**Set problem**
List all lines of the data containing the word "React".

**Dataset extract**

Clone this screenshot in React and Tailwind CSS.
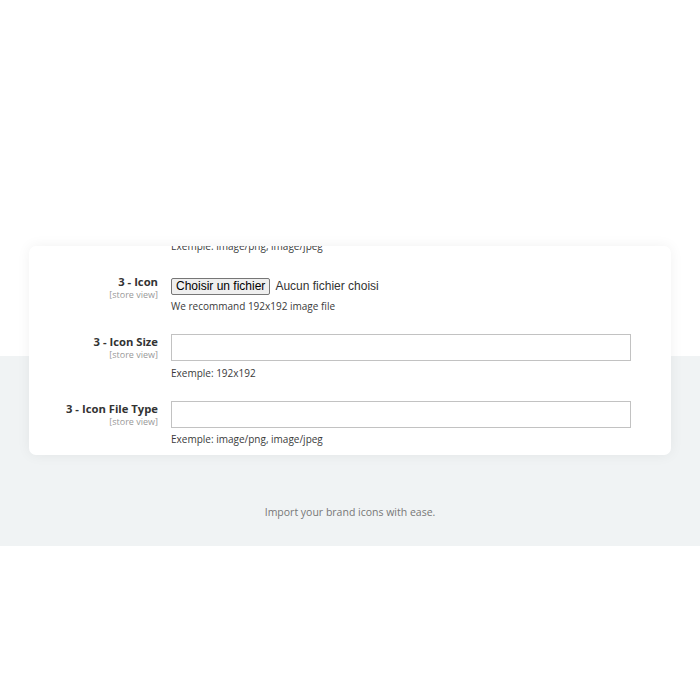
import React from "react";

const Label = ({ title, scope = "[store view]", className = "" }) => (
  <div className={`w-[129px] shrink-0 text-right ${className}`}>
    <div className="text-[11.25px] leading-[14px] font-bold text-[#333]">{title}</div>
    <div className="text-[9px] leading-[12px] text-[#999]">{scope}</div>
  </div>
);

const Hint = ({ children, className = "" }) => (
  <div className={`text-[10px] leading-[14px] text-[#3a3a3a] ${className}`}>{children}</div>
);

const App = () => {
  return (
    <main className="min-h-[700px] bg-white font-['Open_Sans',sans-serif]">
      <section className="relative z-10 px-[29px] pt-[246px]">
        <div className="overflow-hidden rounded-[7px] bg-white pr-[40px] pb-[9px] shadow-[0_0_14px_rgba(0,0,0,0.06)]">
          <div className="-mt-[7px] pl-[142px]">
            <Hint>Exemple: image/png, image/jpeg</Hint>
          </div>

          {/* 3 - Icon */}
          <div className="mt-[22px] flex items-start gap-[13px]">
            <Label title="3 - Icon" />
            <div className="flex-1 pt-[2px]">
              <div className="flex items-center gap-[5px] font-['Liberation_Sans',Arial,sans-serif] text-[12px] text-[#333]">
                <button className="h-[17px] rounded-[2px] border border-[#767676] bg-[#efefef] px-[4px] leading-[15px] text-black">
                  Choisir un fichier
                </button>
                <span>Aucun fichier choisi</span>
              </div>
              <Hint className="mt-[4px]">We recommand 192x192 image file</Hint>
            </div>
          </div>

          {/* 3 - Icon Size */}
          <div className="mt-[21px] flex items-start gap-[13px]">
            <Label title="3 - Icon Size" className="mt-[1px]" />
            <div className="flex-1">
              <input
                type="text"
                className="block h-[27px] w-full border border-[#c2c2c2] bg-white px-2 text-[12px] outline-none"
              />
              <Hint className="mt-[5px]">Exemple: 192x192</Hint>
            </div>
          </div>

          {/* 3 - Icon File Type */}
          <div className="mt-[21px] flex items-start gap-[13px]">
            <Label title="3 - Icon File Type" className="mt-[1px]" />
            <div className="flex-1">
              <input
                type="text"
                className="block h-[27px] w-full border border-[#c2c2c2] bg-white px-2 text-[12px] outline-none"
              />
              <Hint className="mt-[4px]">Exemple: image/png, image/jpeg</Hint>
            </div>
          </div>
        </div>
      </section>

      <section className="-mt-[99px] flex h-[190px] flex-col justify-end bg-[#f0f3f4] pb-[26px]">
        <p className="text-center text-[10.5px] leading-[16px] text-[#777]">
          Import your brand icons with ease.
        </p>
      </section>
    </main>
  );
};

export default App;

**Task output**
Clone this screenshot in React and Tailwind CSS.
import React from "react";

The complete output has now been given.